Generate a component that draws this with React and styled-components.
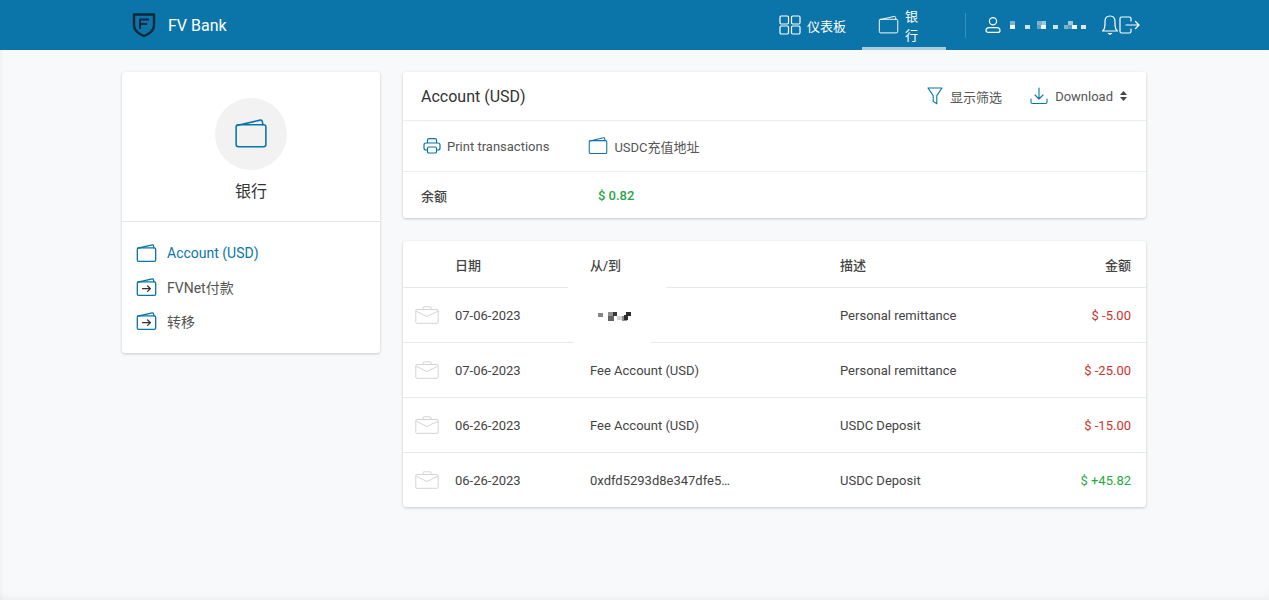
import React from "react";
import styled, { createGlobalStyle } from "styled-components";

const GlobalStyle = createGlobalStyle`
  html, body {
    margin: 0;
    padding: 0;
    height: 100%;
    background: #f8f9fa;
    font-family: Roboto, "Noto Sans CJK SC", sans-serif;
    color: #444;
  }
  * { box-sizing: border-box; }
`;

// icons
const WalletIcon = ({ size = 24, color = "#0b75a9", width = 1.4 }) => (
  <svg width={size} height={size} viewBox="0 0 24 24" fill="none" stroke={color} strokeWidth={width} strokeLinejoin="round" strokeLinecap="round">
    <rect x="1.5" y="5.5" width="21" height="15.5" rx="1.6" />
    <path d="M2 6 L18.5 2.2 Q19.8 2 20 3.2 L20.4 5.5" />
  </svg>
);

const WalletArrowIcon = ({ size = 21 }) => (
  <svg width={size} height={size} viewBox="0 0 24 24" fill="none" stroke="#0b75a9" strokeWidth="1.5" strokeLinejoin="round" strokeLinecap="round">
    <rect x="1.5" y="5.5" width="21" height="15.5" rx="1.6" />
    <path d="M2 6 L18.5 2.2 Q19.8 2 20 3.2 L20.4 5.5" />
    <path d="M7.5 13.3 H16.5 M13.3 10.2 L16.5 13.3 L13.3 16.4" stroke="#333" />
  </svg>
);

const LogoIcon = () => (
  <svg width="26" height="26" viewBox="0 0 26 26" fill="none" stroke="#10263a" strokeWidth="2.4" strokeLinejoin="round">
    <path d="M3 2.5 H23 V13 Q23 20 13 24 Q3 20 3 13 Z" />
    <path d="M9 17 V7.5 H18 M9 12 H16" strokeWidth="2" />
  </svg>
);

const DashboardIcon = () => (
  <svg width="22" height="20" viewBox="0 0 22 20" fill="none" stroke="#fff" strokeWidth="1.2">
    <rect x="1" y="1" width="8.5" height="8" rx="1.2" />
    <rect x="12.5" y="1" width="8.5" height="8" rx="1.2" />
    <rect x="1" y="11" width="8.5" height="8" rx="1.2" />
    <rect x="12.5" y="11" width="8.5" height="8" rx="1.2" />
  </svg>
);

const UserIcon = () => (
  <svg width="18" height="18" viewBox="0 0 18 18" fill="none" stroke="#fff" strokeWidth="1.2">
    <circle cx="9" cy="5.2" r="3.6" />
    <path d="M2 14.4 Q2 11.6 5.5 11.6 H12.5 Q16 11.6 16 14.4 Q16 16.4 13.5 16.4 H4.5 Q2 16.4 2 14.4 Z" />
  </svg>
);

const BellIcon = () => (
  <svg width="18" height="22" viewBox="0 0 18 22" fill="none" stroke="#fff" strokeWidth="1.2" strokeLinejoin="round">
    <path d="M1.5 17 Q4 15 4 10 V7.5 Q4 2 9 2 Q14 2 14 7.5 V10 Q14 15 16.5 17 Z" />
    <path d="M7 19 Q9 21.5 11 19" fill="#fff" />
  </svg>
);

const LogoutIcon = () => (
  <svg width="21" height="18" viewBox="0 0 21 18" fill="none" stroke="#fff" strokeWidth="1.2" strokeLinecap="round" strokeLinejoin="round">
    <path d="M12 5 V2.5 Q12 1 10.5 1 H2.5 Q1 1 1 2.5 V15.5 Q1 17 2.5 17 H10.5 Q12 17 12 15.5 V13" />
    <path d="M7 9 H20 M16.5 5.5 L20 9 L16.5 12.5" />
  </svg>
);

const PrinterIcon = () => (
  <svg width="18" height="18" viewBox="0 0 18 18" fill="none" stroke="#0b75a9" strokeWidth="1.2" strokeLinejoin="round">
    <path d="M4.5 6 V3 Q4.5 1.6 6 1.6 H12 Q13.5 1.6 13.5 3 V6" />
    <path d="M4.5 13 H3 Q1 13 1 11 V8 Q1 6 3 6 H15 Q17 6 17 8 V11 Q17 13 15 13 H13.5" />
    <rect x="4.5" y="10" width="9" height="6" rx="1.2" />
  </svg>
);

const FilterIcon = () => (
  <svg width="16" height="18" viewBox="0 0 16 18" fill="none" stroke="#0b75a9" strokeWidth="1.1" strokeLinejoin="round">
    <path d="M1 1 H15 L9.8 8.6 V16.8 L6.2 14.4 V8.6 Z" />
  </svg>
);

const DownloadIcon = () => (
  <svg width="18" height="18" viewBox="0 0 18 18" fill="none" stroke="#0b75a9" strokeWidth="1.1" strokeLinecap="round" strokeLinejoin="round">
    <path d="M9 1 V12 M5 8 L9 12 L13 8" />
    <path d="M1 12 V15 Q1 16.5 2.5 16.5 H15.5 Q17 16.5 17 15 V12" />
  </svg>
);

const SortIcon = () => (
  <svg width="7" height="10" viewBox="0 0 7 10" fill="#444">
    <path d="M3.5 0 L7 4 H0 Z M3.5 10 L0 6 H7 Z" />
  </svg>
);

const CaseIcon = () => (
  <svg width="24" height="18" viewBox="0 0 24 18" fill="none" stroke="#d4d4d4" strokeWidth="1">
    <rect x="0.8" y="3.5" width="22.4" height="13.8" rx="1" />
    <path d="M0.8 5 L12 10.5 L23.2 5 M8 3.5 V1.6 Q8 0.8 9 0.8 H15 Q16 0.8 16 1.6 V3.5" />
  </svg>
);

// pixelated patch of hidden text
const Pixels = ({ cells, w, h, color }) => (
  <svg width={w} height={h} viewBox={`0 0 ${w} ${h}`}>
    {cells.map(([x, y, cw, ch, o], i) => (
      <rect key={i} x={x} y={y} width={cw} height={ch} fill={color} opacity={o} />
    ))}
  </svg>
);

const headerPixels = [
  [0, 1, 5, 4, 0.45], [0, 5, 5, 4, 0.95], [15, 5, 5, 4, 0.8], [27, 1, 5, 4, 0.45], [32, 1, 4, 4, 0.6],
  [27, 5, 4, 4, 0.35], [31, 5, 5, 4, 0.95], [43, 5, 5, 4, 0.8], [54, 5, 4, 4, 0.45], [58, 1, 5, 4, 0.6],
  [62, 5, 5, 4, 0.95], [71, 5, 5, 4, 0.85], [58, 5, 4, 4, 0.3],
];

const rowPixels = [
  [0, 2, 5, 4, 0.55], [10, 1, 5, 4, 0.5], [15, 1, 4, 4, 0.9], [10, 5, 6, 5, 0.7], [19, 5, 5, 4, 0.2],
  [24, 5, 5, 5, 0.5], [28, 1, 5, 4, 0.95], [26, 4, 4, 5, 0.9],
];

const menuItems = [
  { label: "Account (USD)", active: true, icon: <WalletIcon size={21} width={1.5} /> },
  { label: "FVNet付款", icon: <WalletArrowIcon /> },
  { label: "转移", icon: <WalletArrowIcon /> },
];

const rows = [
  { date: "07-06-2023", party: null, desc: "Personal remittance", amount: "$ -5.00", plus: false },
  { date: "07-06-2023", party: "Fee Account (USD)", desc: "Personal remittance", amount: "$ -25.00", plus: false },
  { date: "06-26-2023", party: "Fee Account (USD)", desc: "USDC Deposit", amount: "$ -15.00", plus: false },
  { date: "06-26-2023", party: "0xdfd5293d8e347dfe5…", desc: "USDC Deposit", amount: "$ +45.82", plus: true },
];

export default function App() {
  return (
    <>
      <GlobalStyle />
      <Page>
        <TopBar>
          <Brand>
            <LogoIcon />
            <BrandName>FV Bank</BrandName>
          </Brand>
          <NavGroup>
            <NavItem>
              <DashboardIcon />
              <span>仪表板</span>
            </NavItem>
            <NavItem $active>
              <WalletIcon size={22} color="#fff" width={1.1} />
              <span>银行</span>
            </NavItem>
            <NavDivider />
            <UserBlock>
              <UserIcon />
              <Pixels cells={headerPixels} w={77} h={10} color="#fff" />
            </UserBlock>
            <BellIcon />
            <LogoutIcon />
          </NavGroup>
        </TopBar>

        <Content>
          <SideCard>
            <SideHead>
              <IconCircle>
                <WalletIcon size={34} width={1.1} />
              </IconCircle>
              <SideTitle>银行</SideTitle>
            </SideHead>
            <SideMenu>
              {menuItems.map((item) => (
                <MenuRow key={item.label} $active={item.active}>
                  {item.icon}
                  <span>{item.label}</span>
                </MenuRow>
              ))}
            </SideMenu>
          </SideCard>

          <MainCol>
            <Card>
              <TitleRow>
                <CardTitle>Account (USD)</CardTitle>
                <TitleActions>
                  <ActionItem>
                    <FilterIcon />
                    <span>显示筛选</span>
                  </ActionItem>
                  <ActionItem>
                    <DownloadIcon />
                    <span>Download</span>
                    <SortIcon />
                  </ActionItem>
                </TitleActions>
              </TitleRow>
              <ToolRow>
                <ToolItem>
                  <PrinterIcon />
                  <span>Print transactions</span>
                </ToolItem>
                <ToolItem>
                  <WalletIcon size={20} width={1.3} />
                  <span>USDC充值地址</span>
                </ToolItem>
              </ToolRow>
              <BalanceRow>
                <BalanceLabel>余额</BalanceLabel>
                <BalanceValue>$ 0.82</BalanceValue>
              </BalanceRow>
            </Card>

            <TableCard>
              <HeadRow>
                <span />
                <HeadCell>日期</HeadCell>
                <HeadCell>从/到</HeadCell>
                <HeadCell>描述</HeadCell>
                <HeadCell $right>金额</HeadCell>
              </HeadRow>
              {rows.map((row, i) => (
                <BodyRow key={i}>
                  <CaseIcon />
                  <span>{row.date}</span>
                  {row.party ? (
                    <span>{row.party}</span>
                  ) : (
                    <RedactedCell>
                      <Pixels cells={rowPixels} w={33} h={10} color="#222" />
                    </RedactedCell>
                  )}
                  <span>{row.desc}</span>
                  <Amount $plus={row.plus}>{row.amount}</Amount>
                </BodyRow>
              ))}
            </TableCard>
          </MainCol>
        </Content>
      </Page>
    </>
  );
}

const Page = styled.div`
  width: 100%;
  height: 600px;
  overflow: hidden;
  background: #f8f9fa;
  box-shadow: inset 0 -6px 8px -4px rgba(0, 0, 0, 0.05), inset 4px 0 5px -3px rgba(0, 0, 0, 0.04);
`;

const TopBar = styled.header`
  height: 50px;
  background: #0b75a9;
  display: flex;
  align-items: center;
  justify-content: space-between;
  padding: 0 129px 0 131px;
`;

const Brand = styled.div`
  display: flex;
  align-items: center;
  gap: 11px;
`;

const BrandName = styled.span`
  color: #fff;
  font-size: 16px;
`;

const NavGroup = styled.nav`
  height: 100%;
  display: flex;
  align-items: center;
`;

const NavItem = styled.div`
  height: 100%;
  display: flex;
  align-items: center;
  gap: 6px;
  color: #fff;
  font-size: 13px;
  padding: 0 16px 0 16px;
  border-bottom: 3px solid ${(p) => (p.$active ? "#a9cde0" : "transparent")};
  padding-top: 3px;
  width: ${(p) => (p.$active ? "84px" : "auto")};
`;

const NavDivider = styled.div`
  width: 1px;
  height: 25px;
  background: rgba(255, 255, 255, 0.2);
  margin: 0 18px 0 19px;
`;

const UserBlock = styled.div`
  display: flex;
  align-items: center;
  gap: 8px;
  margin-right: 14px;
`;

const Content = styled.main`
  display: flex;
  align-items: flex-start;
  gap: 23px;
  width: 1024px;
  margin: 22px 0 0 122px;
`;

const Card = styled.section`
  background: #fff;
  border-radius: 3px;
  box-shadow: 0 1px 3px rgba(0, 0, 0, 0.2);
`;

const SideCard = styled(Card)`
  width: 258px;
  flex-shrink: 0;
  height: 281px;
`;

const SideHead = styled.div`
  height: 150px;
  display: flex;
  flex-direction: column;
  align-items: center;
  padding-top: 26px;
  border-bottom: 1px solid #e3e5e8;
`;

const IconCircle = styled.div`
  width: 72px;
  height: 72px;
  border-radius: 50%;
  background: #f2f2f2;
  display: flex;
  align-items: center;
  justify-content: center;
`;

const SideTitle = styled.div`
  margin-top: 11px;
  font-size: 16px;
  line-height: 22px;
  color: #333;
`;

const SideMenu = styled.div`
  display: flex;
  flex-direction: column;
  gap: 10px;
  padding: 19px 0 0 14px;
`;

const MenuRow = styled.div`
  display: flex;
  align-items: center;
  gap: 10px;
  height: 24px;
  font-size: 14px;
  color: ${(p) => (p.$active ? "#0b75a9" : "#555")};
`;

const MainCol = styled.div`
  width: 743px;
  display: flex;
  flex-direction: column;
  gap: 23px;
`;

const TitleRow = styled.div`
  height: 49px;
  display: flex;
  align-items: center;
  justify-content: space-between;
  padding: 0 19px 0 18px;
  border-bottom: 1px solid #ebedef;
`;

const CardTitle = styled.h2`
  margin: 0;
  font-size: 16px;
  font-weight: 400;
  color: #333;
`;

const TitleActions = styled.div`
  display: flex;
  align-items: center;
  gap: 28px;
`;

const ActionItem = styled.div`
  display: flex;
  align-items: center;
  gap: 7px;
  font-size: 13px;
  color: #555;
`;

const ToolRow = styled.div`
  height: 51px;
  display: flex;
  align-items: center;
  gap: 39px;
  padding-left: 20px;
  border-bottom: 1px solid #ebedef;
`;

const ToolItem = styled.div`
  display: flex;
  align-items: center;
  gap: 6px;
  font-size: 13px;
  color: #555;
`;

const BalanceRow = styled.div`
  height: 46px;
  display: flex;
  align-items: center;
  padding-left: 18px;
  font-size: 13px;
`;

const BalanceLabel = styled.div`
  width: 177px;
  font-weight: 500;
  color: #444;
`;

const BalanceValue = styled.div`
  font-weight: 500;
  color: #28a745;
`;

const TableCard = styled(Card)`
  font-size: 13px;
  color: #444;
`;

const tableCols = "52px 135px 250px 1fr 120px";

const HeadRow = styled.div`
  height: 47px;
  display: grid;
  grid-template-columns: ${tableCols};
  align-items: center;
  padding-right: 15px;
  border-bottom: 1px solid #e6e8ea;
`;

const HeadCell = styled.div`
  font-weight: 500;
  color: #444;
  text-align: ${(p) => (p.$right ? "right" : "left")};
`;

const BodyRow = styled.div`
  height: 55px;
  display: grid;
  grid-template-columns: ${tableCols};
  align-items: center;
  padding-right: 15px;
  border-bottom: 1px solid #e6e8ea;

  &:last-child {
    height: 54px;
    border-bottom: none;
  }

  & > svg {
    margin-left: 12px;
  }
`;

const RedactedCell = styled.div`
  position: relative;
  height: 100%;
  display: flex;
  align-items: center;
  padding: 2px 0 0 8px;

  &::before {
    content: "";
    position: absolute;
    left: -22px;
    top: -1px;
    width: 98px;
    height: 3px;
    background: #fff;
  }

  &::after {
    content: "";
    position: absolute;
    left: -16px;
    bottom: -1px;
    width: 77px;
    height: 3px;
    background: #fff;
  }
`;

const Amount = styled.span`
  text-align: right;
  color: ${(p) => (p.$plus ? "#28a745" : "#d0312d")};
`;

▶ The task
Collect the lines of the data that carry the word "React".

▶ Result of the exercise
Generate a component that draws this with React and styled-components.
import React from "react";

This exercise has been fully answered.